View Full Version : Are there any Kautskyist Social Democratic Parties left?
heiss93
28th January 2010, 00:19
Are there any Kautskyist Social Democratic Parties left?
The parties of the 2nd international generally adhered to orthodox Marxism at least in words, despite having Bernstein revisionist currents. It was generally assumed by most parties that power could be assumed peacefully through elections.
World War I and Leninism basically destroyed the 2nd international, and most former social democratic parties split into Communist and Bernsteinist factions. Most former SI parties, are today far to the right of even Bernstein, and advocate at most a third way Blairite welfare state.

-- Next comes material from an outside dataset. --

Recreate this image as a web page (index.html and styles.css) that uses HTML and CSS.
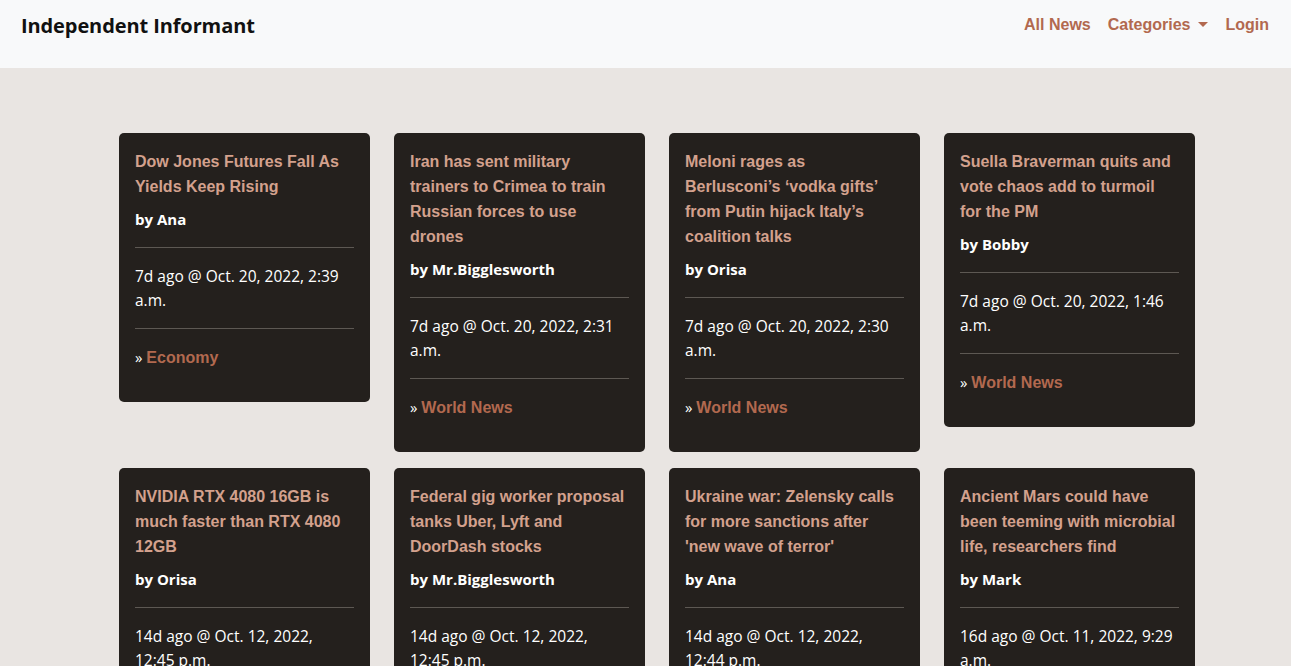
FILE: index.html
```html
<!DOCTYPE html>
<html lang="en">
<head>
<meta charset="utf-8">
<title>Independent Informant</title>
<link rel="stylesheet" href="styles.css">
</head>
<body>
<nav class="navbar">
  <a class="brand" href="#">Independent Informant</a>
  <ul class="nav-links">
    <li><a href="#">All News</a></li>
    <li><a href="#" class="dropdown-toggle">Categories</a></li>
    <li><a href="#">Login</a></li>
  </ul>
</nav>
<main class="content">
  <div class="grid">
    <article class="card">
      <h5 class="title">Dow Jones Futures Fall As Yields Keep Rising</h5>
      <p class="author">by Ana</p>
      <hr>
      <p class="date">7d ago @ Oct. 20, 2022, 2:39 a.m.</p>
      <hr>
      <p class="cat">» <a href="#">Economy</a></p>
    </article>
    <article class="card">
      <h5 class="title">Iran has sent military trainers to Crimea to train Russian forces to use drones</h5>
      <p class="author">by Mr.Bigglesworth</p>
      <hr>
      <p class="date">7d ago @ Oct. 20, 2022, 2:31 a.m.</p>
      <hr>
      <p class="cat">» <a href="#">World News</a></p>
    </article>
    <article class="card">
      <h5 class="title">Meloni rages as Berlusconi’s ‘vodka gifts’ from Putin hijack Italy’s coalition talks</h5>
      <p class="author">by Orisa</p>
      <hr>
      <p class="date">7d ago @ Oct. 20, 2022, 2:30 a.m.</p>
      <hr>
      <p class="cat">» <a href="#">World News</a></p>
    </article>
    <article class="card">
      <h5 class="title">Suella Braverman quits and vote chaos add to turmoil for the PM</h5>
      <p class="author">by Bobby</p>
      <hr>
      <p class="date">7d ago @ Oct. 20, 2022, 1:46 a.m.</p>
      <hr>
      <p class="cat">» <a href="#">World News</a></p>
    </article>
    <article class="card">
      <h5 class="title">NVIDIA RTX 4080 16GB is much faster than RTX 4080 12GB</h5>
      <p class="author">by Orisa</p>
      <hr>
      <p class="date">14d ago @ Oct. 12, 2022, 12:45 p.m.</p>
      <hr>
      <p class="cat">» <a href="#">Technology</a></p>
    </article>
    <article class="card">
      <h5 class="title">Federal gig worker proposal tanks Uber, Lyft and DoorDash stocks</h5>
      <p class="author">by Mr.Bigglesworth</p>
      <hr>
      <p class="date">14d ago @ Oct. 12, 2022, 12:45 p.m.</p>
      <hr>
      <p class="cat">» <a href="#">Economy</a></p>
    </article>
    <article class="card">
      <h5 class="title">Ukraine war: Zelensky calls for more sanctions after 'new wave of terror'</h5>
      <p class="author">by Ana</p>
      <hr>
      <p class="date">14d ago @ Oct. 12, 2022, 12:44 p.m.</p>
      <hr>
      <p class="cat">» <a href="#">World News</a></p>
    </article>
    <article class="card">
      <h5 class="title">Ancient Mars could have been teeming with microbial life, researchers find</h5>
      <p class="author">by Mark</p>
      <hr>
      <p class="date">16d ago @ Oct. 11, 2022, 9:29 a.m.</p>
      <hr>
      <p class="cat">» <a href="#">Science</a></p>
    </article>
  </div>
</main>
</body>
</html>
```

FILE: styles.css
```css
* { box-sizing: border-box; }
html, body { margin: 0; padding: 0; }
body {
  background: #e9e5e2;
  font-family: "Open Sans", "Noto Sans", sans-serif;
  font-size: 16px;
  color: #fff;
}
a { text-decoration: none; }

.navbar {
  height: 68px;
  background: #f8f9fa;
  display: flex;
  justify-content: space-between;
  align-items: flex-start;
  padding: 0 22px 0 21px;
}
.brand {
  font-family: "Open Sans", sans-serif;
  font-weight: 700;
  font-size: 20px;
  line-height: 30px;
  margin-top: 11px;
  color: #111;
  letter-spacing: -0.1px;
}
.nav-links {
  list-style: none;
  margin: 13px 0 0 0;
  padding: 0;
  display: flex;
  gap: 17px;
}
.nav-links a {
  font-family: "Liberation Sans", Arial, sans-serif;
  font-weight: 700;
  font-size: 16px;
  line-height: 24px;
  color: #b2694f;
  display: inline-block;
}
.dropdown-toggle::after {
  content: "";
  display: inline-block;
  margin-left: 8px;
  vertical-align: 3px;
  border-top: 5px solid #b2694f;
  border-left: 5px solid transparent;
  border-right: 5px solid transparent;
}

.content {
  padding: 65px 0 40px 119px;
}
.grid {
  display: grid;
  grid-template-columns: repeat(4, 251px);
  column-gap: 24px;
  row-gap: 16px;
  align-items: start;
}
.card {
  background: #24201d;
  border-radius: 5px;
  padding: 16px 16px 16px;
}
.title {
  font-family: "Liberation Sans", Arial, sans-serif;
  font-weight: 700;
  font-size: 16px;
  line-height: 25px;
  color: #d3a18d;
  margin: 0 0 8px;
}
.author {
  font-weight: 700;
  font-size: 15px;
  line-height: 24px;
  margin: 0;
  color: #fff;
}
.card hr {
  border: 0;
  border-top: 1px solid #5d5853;
  margin: 16px 0;
}
.date {
  font-size: 15.5px;
  line-height: 24px;
  margin: 0;
  color: #fff;
}
.cat {
  margin: 0 0 16px;
  font-size: 15px;
  line-height: 24px;
  color: #fff;
}
.cat a {
  font-family: "Liberation Sans", Arial, sans-serif;
  font-weight: 700;
  font-size: 16px;
  color: #b2694f;
}
```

Are there any social democratic parties left, that advocate reformist electoral policies, but at the same time have an end goal beyond managed welfare capitalism but a classless society?
Die Neue Zeit
28th January 2010, 04:55
You need to get your Eurocommunist-leaning head straightened here.

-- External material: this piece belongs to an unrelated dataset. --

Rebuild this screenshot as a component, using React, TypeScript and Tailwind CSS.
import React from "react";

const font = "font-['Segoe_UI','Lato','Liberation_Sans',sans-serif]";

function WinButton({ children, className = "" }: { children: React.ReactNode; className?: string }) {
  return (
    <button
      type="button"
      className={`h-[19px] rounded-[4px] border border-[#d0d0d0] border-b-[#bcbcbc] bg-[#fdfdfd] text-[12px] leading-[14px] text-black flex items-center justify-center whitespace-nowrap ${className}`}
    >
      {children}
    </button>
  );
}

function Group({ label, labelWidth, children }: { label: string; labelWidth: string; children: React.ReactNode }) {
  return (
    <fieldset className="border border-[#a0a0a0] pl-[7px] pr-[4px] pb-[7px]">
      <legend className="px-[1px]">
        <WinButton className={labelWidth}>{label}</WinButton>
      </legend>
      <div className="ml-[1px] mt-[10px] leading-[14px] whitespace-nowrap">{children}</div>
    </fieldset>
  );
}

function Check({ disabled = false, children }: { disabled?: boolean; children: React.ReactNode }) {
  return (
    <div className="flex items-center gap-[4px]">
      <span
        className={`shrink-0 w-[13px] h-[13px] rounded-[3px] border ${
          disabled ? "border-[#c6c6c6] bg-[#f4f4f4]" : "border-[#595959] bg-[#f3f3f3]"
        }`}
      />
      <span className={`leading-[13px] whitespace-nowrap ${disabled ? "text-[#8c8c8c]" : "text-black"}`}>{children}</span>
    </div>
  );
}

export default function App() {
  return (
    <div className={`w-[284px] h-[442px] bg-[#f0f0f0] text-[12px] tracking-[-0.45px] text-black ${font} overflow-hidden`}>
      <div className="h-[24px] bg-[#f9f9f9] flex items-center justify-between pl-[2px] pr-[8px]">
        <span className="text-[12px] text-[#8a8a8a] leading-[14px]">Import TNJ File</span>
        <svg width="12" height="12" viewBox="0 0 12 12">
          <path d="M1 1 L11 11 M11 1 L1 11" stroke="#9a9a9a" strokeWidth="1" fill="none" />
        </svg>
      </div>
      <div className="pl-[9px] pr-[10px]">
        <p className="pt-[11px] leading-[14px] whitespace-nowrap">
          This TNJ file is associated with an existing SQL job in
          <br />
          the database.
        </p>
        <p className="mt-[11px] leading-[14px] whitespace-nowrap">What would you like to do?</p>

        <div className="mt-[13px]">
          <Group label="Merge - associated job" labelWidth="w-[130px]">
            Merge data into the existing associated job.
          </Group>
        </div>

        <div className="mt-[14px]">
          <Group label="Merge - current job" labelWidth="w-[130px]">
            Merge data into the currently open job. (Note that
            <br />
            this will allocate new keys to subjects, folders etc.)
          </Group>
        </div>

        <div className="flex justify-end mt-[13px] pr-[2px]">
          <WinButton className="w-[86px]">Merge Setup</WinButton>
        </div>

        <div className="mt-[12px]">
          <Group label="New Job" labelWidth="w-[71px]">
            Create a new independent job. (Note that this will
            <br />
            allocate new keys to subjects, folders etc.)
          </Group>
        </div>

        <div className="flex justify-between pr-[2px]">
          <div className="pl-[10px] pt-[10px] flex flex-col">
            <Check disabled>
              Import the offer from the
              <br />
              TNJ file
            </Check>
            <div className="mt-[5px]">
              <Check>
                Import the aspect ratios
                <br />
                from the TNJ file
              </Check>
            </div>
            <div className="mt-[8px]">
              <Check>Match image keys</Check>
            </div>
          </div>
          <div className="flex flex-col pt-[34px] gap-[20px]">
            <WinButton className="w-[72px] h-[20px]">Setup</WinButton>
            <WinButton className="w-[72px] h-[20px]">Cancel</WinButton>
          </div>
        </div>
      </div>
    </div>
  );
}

First, Kautsky before the war stated that the mass Social Democracy should not rely too much on electoral support during revolutionary periods, because states could suspend them. "If voting could change anything they'd make it illegal."
Second, there's a sharp difference between cheap electioneering ("reformist electoral policies") and at least building up mass support to make wholesale changes to constitutions or draft new ones all based on the party's political program.
[I should personally add that, even before revolutionary periods, not all protest votes count as political support for party programs, as evidenced by some Russian liberals voting for the KPRF in the Duma elections only for the sake of the opposition preserving "democracy."]
Tatarin
28th January 2010, 05:29
I think not, unless there is some small never-heard-of party, then no. Social democratic parties have completely abandoned any goal of actually changing society. Do they talk about helping the less fortunate? Sure, but with taxes, or programs or some other ways.
I see it like this; the social democratic parties are basically like a break to the openly free-market-huggers parties. They are the psychologists who tell you that things are not so bad as they seem, and when people are fed up "with taxes and socialism", they elect the real hardcore capitalists who will take the economy to new heights.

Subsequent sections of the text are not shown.